### What you need to do
Would you transcribe the listing that follows, character for character, and omit its images?

### Dataset excerpt
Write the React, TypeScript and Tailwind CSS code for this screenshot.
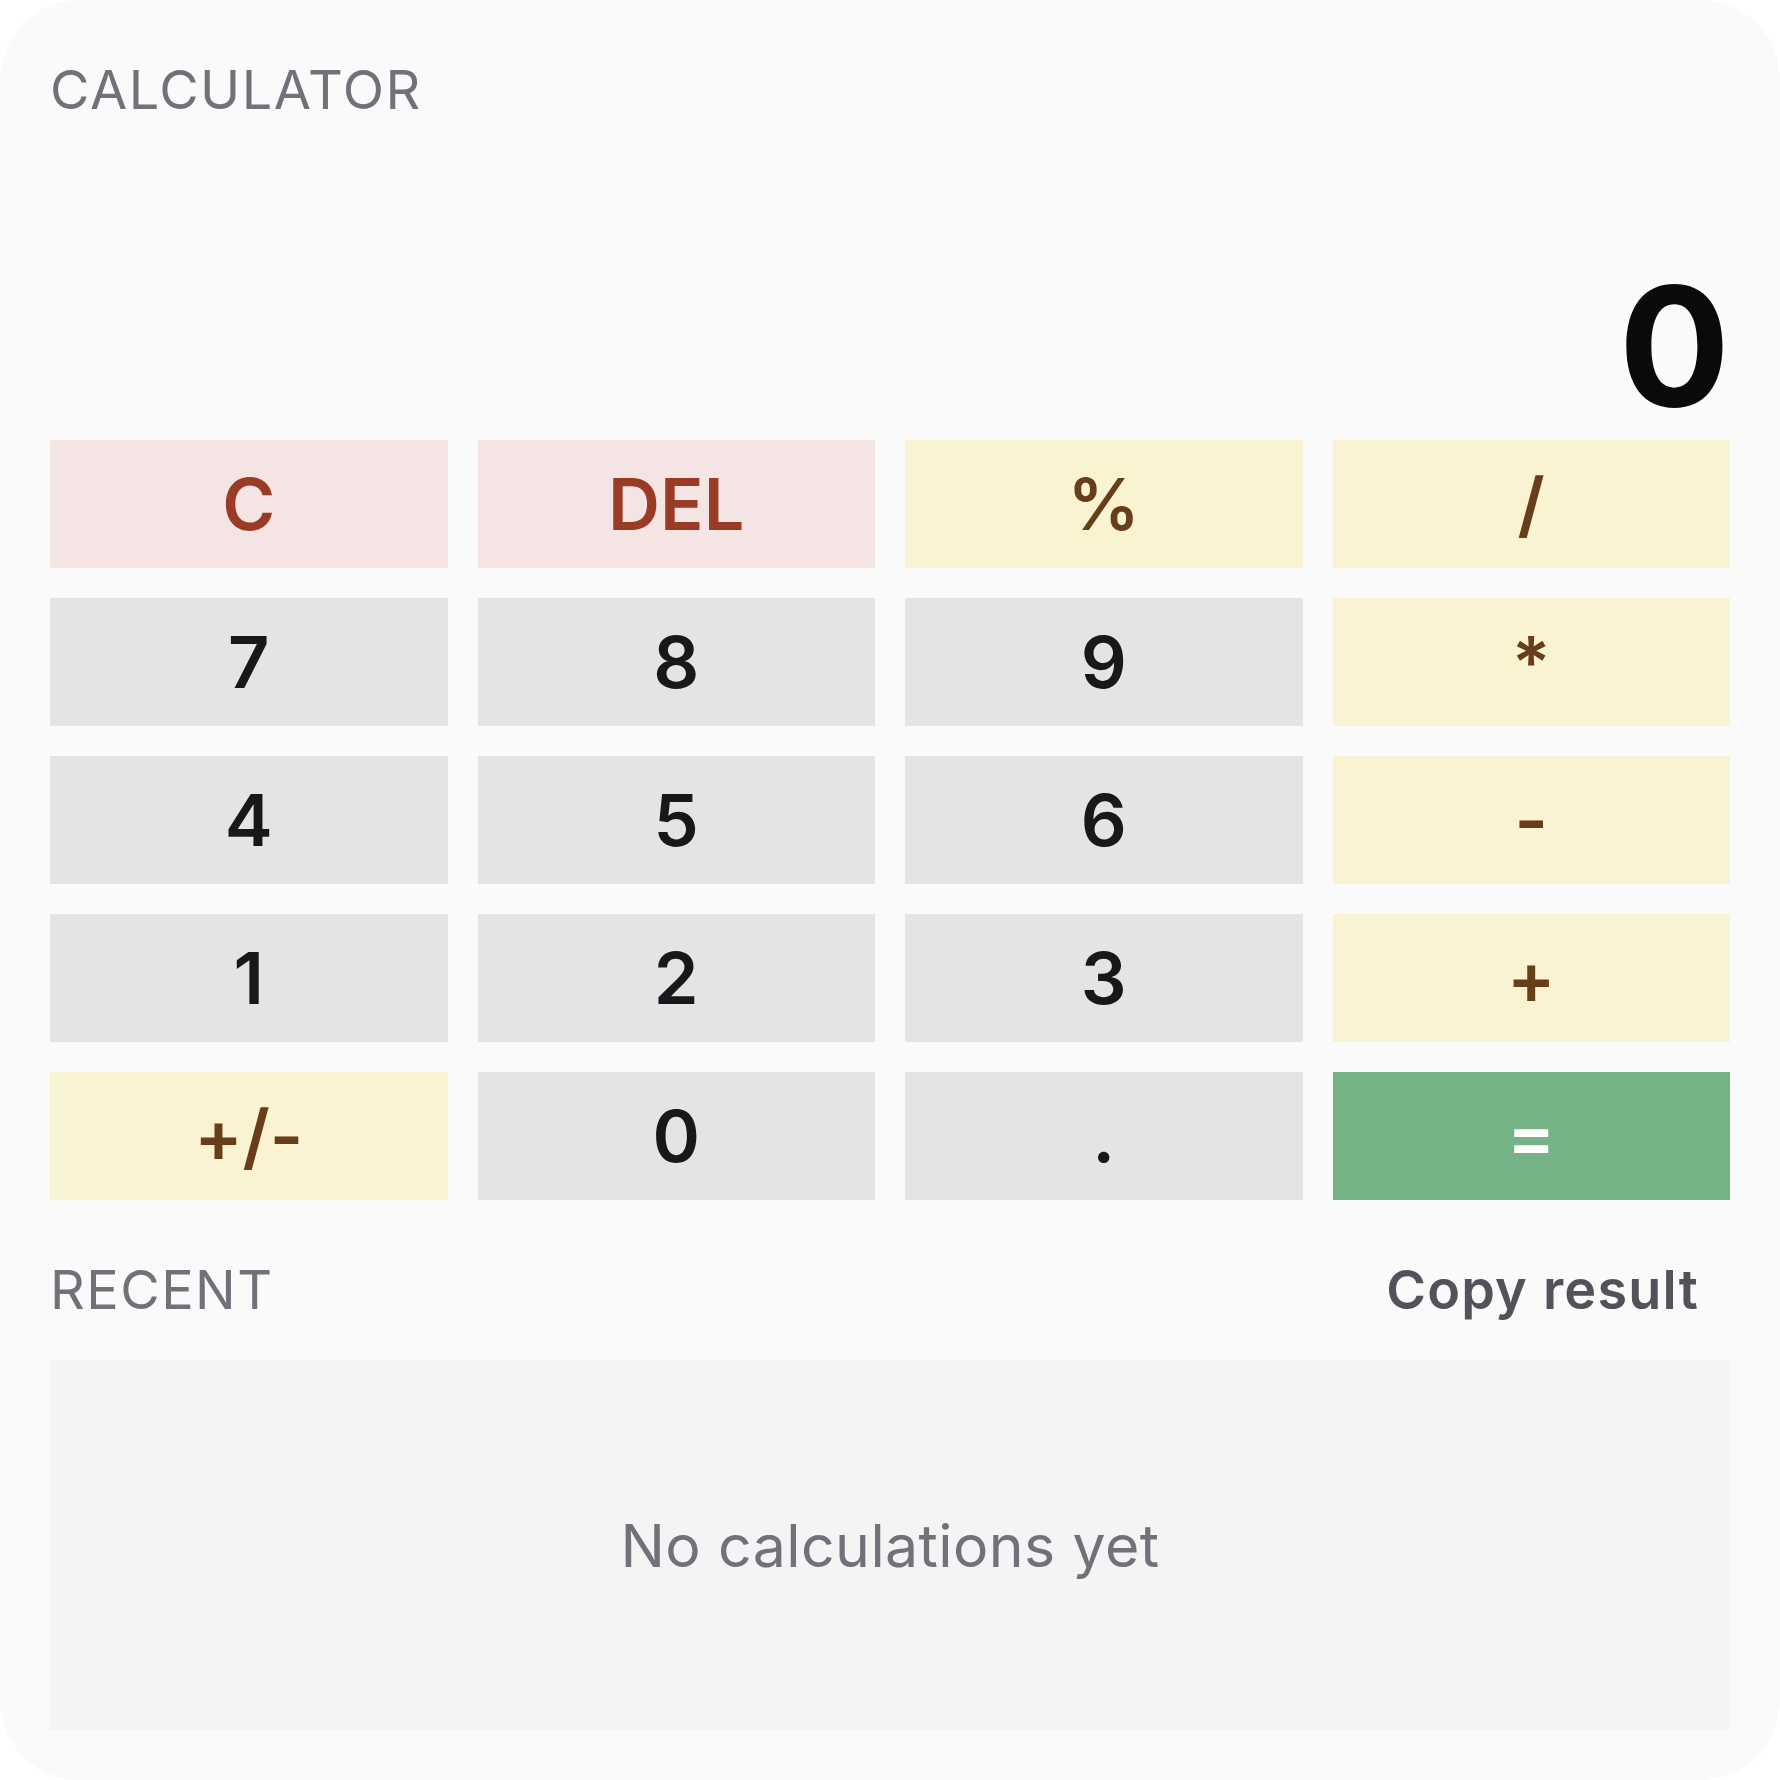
import React, { useState } from "react";

type Kind = "clear" | "op" | "num" | "eq";

const keys: { label: string; kind: Kind }[] = [
  { label: "C", kind: "clear" },
  { label: "DEL", kind: "clear" },
  { label: "%", kind: "op" },
  { label: "/", kind: "op" },
  { label: "7", kind: "num" },
  { label: "8", kind: "num" },
  { label: "9", kind: "num" },
  { label: "*", kind: "op" },
  { label: "4", kind: "num" },
  { label: "5", kind: "num" },
  { label: "6", kind: "num" },
  { label: "-", kind: "op" },
  { label: "1", kind: "num" },
  { label: "2", kind: "num" },
  { label: "3", kind: "num" },
  { label: "+", kind: "op" },
  { label: "+/-", kind: "op" },
  { label: "0", kind: "num" },
  { label: ".", kind: "num" },
  { label: "=", kind: "eq" },
];

const kindClass: Record<Kind, string> = {
  clear: "bg-[#f4e4e4] text-[#9a3b25]",
  op: "bg-[#f9f3d1] text-[#683d1a]",
  num: "bg-[#e4e4e7] text-[#18181b]",
  eq: "bg-[#75b387] text-white",
};

const App: React.FC = () => {
  const [display, setDisplay] = useState("0");
  const [history] = useState<string[]>([]);

  const handleKey = (label: string) => {
    if (label === "C") return setDisplay("0");
    if (label === "DEL") return setDisplay((d) => (d.length > 1 ? d.slice(0, -1) : "0"));
    if (/^[0-9]$/.test(label)) return setDisplay((d) => (d === "0" ? label : d + label));
  };

  return (
    <div className="w-[1780px] h-[1780px] bg-white font-['Inter','Liberation_Sans',sans-serif]">
      <div className="w-full h-full bg-[#fafafa] rounded-[80px] px-[50px] pt-[50px] pb-[50px] flex flex-col">
        {/* header */}
        <div className="h-[80px] flex items-center">
          <h1 className="text-[54px] leading-none font-normal tracking-[1.5px] text-[#71717a]">CALCULATOR</h1>
        </div>

        {/* display */}
        <div className="h-[310px] flex flex-col justify-end pb-[11px]">
          <div className="text-right text-[165px] leading-none font-bold text-[#0a0a0a]">{display}</div>
        </div>

        {/* keypad */}
        <div className="grid grid-cols-4 gap-[30px]">
          {keys.map((k) => (
            <button
              key={k.label}
              onClick={() => handleKey(k.label)}
              className={`h-[128px] flex items-center justify-center text-[72px] leading-none font-semibold ${kindClass[k.kind]}`}
            >
              {k.label}
            </button>
          ))}
        </div>

        {/* recent */}
        <div className="mt-[50px] h-[80px] flex items-center justify-between">
          <h2 className="text-[54px] leading-none font-normal tracking-[1.5px] text-[#71717a]">RECENT</h2>
          <button className="pl-[32px] pr-[31px] text-[54px] leading-none font-semibold tracking-[1.2px] text-[#52525b]">
            Copy result
          </button>
        </div>

        <div className="mt-[30px] h-[370px] bg-[#f4f4f5] flex items-center justify-center">
          {history.length === 0 ? (
            <p className="text-[59px] leading-none tracking-[0.4px] text-[#71717a]">No calculations yet</p>
          ) : (
            history.map((h) => <p key={h}>{h}</p>)
          )}
        </div>
      </div>
    </div>
  );
};

export default App;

### Correct response
Write the React, TypeScript and Tailwind CSS code for this screenshot.
import React, { useState } from "react";

type Kind = "clear" | "op" | "num" | "eq";

const keys: { label: string; kind: Kind }[] = [
  { label: "C", kind: "clear" },
  { label: "DEL", kind: "clear" },
  { label: "%", kind: "op" },
  { label: "/", kind: "op" },
  { label: "7", kind: "num" },
  { label: "8", kind: "num" },
  { label: "9", kind: "num" },
  { label: "*", kind: "op" },
  { label: "4", kind: "num" },
  { label: "5", kind: "num" },
  { label: "6", kind: "num" },
  { label: "-", kind: "op" },
  { label: "1", kind: "num" },
  { label: "2", kind: "num" },
  { label: "3", kind: "num" },
  { label: "+", kind: "op" },
  { label: "+/-", kind: "op" },
  { label: "0", kind: "num" },
  { label: ".", kind: "num" },
  { label: "=", kind: "eq" },
];

const kindClass: Record<Kind, string> = {
  clear: "bg-[#f4e4e4] text-[#9a3b25]",
  op: "bg-[#f9f3d1] text-[#683d1a]",
  num: "bg-[#e4e4e7] text-[#18181b]",
  eq: "bg-[#75b387] text-white",
};

const App: React.FC = () => {
  const [display, setDisplay] = useState("0");
  const [history] = useState<string[]>([]);

  const handleKey = (label: string) => {
    if (label === "C") return setDisplay("0");
    if (label === "DEL") return setDisplay((d) => (d.length > 1 ? d.slice(0, -1) : "0"));
    if (/^[0-9]$/.test(label)) return setDisplay((d) => (d === "0" ? label : d + label));
  };

  return (
    <div className="w-[1780px] h-[1780px] bg-white font-['Inter','Liberation_Sans',sans-serif]">
      <div className="w-full h-full bg-[#fafafa] rounded-[80px] px-[50px] pt-[50px] pb-[50px] flex flex-col">
        {/* header */}
        <div className="h-[80px] flex items-center">
          <h1 className="text-[54px] leading-none font-normal tracking-[1.5px] text-[#71717a]">CALCULATOR</h1>
        </div>

        {/* display */}
        <div className="h-[310px] flex flex-col justify-end pb-[11px]">
          <div className="text-right text-[165px] leading-none font-bold text-[#0a0a0a]">{display}</div>
        </div>

        {/* keypad */}
        <div className="grid grid-cols-4 gap-[30px]">
          {keys.map((k) => (
            <button
              key={k.label}
              onClick={() => handleKey(k.label)}
              className={`h-[128px] flex items-center justify-center text-[72px] leading-none font-semibold ${kindClass[k.kind]}`}
            >
              {k.label}
            </button>
          ))}
        </div>

        {/* recent */}
        <div className="mt-[50px] h-[80px] flex items-center justify-between">
          <h2 className="text-[54px] leading-none font-normal tracking-[1.5px] text-[#71717a]">RECENT</h2>
          <button className="pl-[32px] pr-[31px] text-[54px] leading-none font-semibold tracking-[1.2px] text-[#52525b]">
            Copy result
          </button>
        </div>

        <div className="mt-[30px] h-[370px] bg-[#f4f4f5] flex items-center justify-center">
          {history.length === 0 ? (
            <p className="text-[59px] leading-none tracking-[0.4px] text-[#71717a]">No calculations yet</p>
          ) : (
            history.map((h) => <p key={h}>{h}</p>)
          )}
        </div>
      </div>
    </div>
  );
};

export default App;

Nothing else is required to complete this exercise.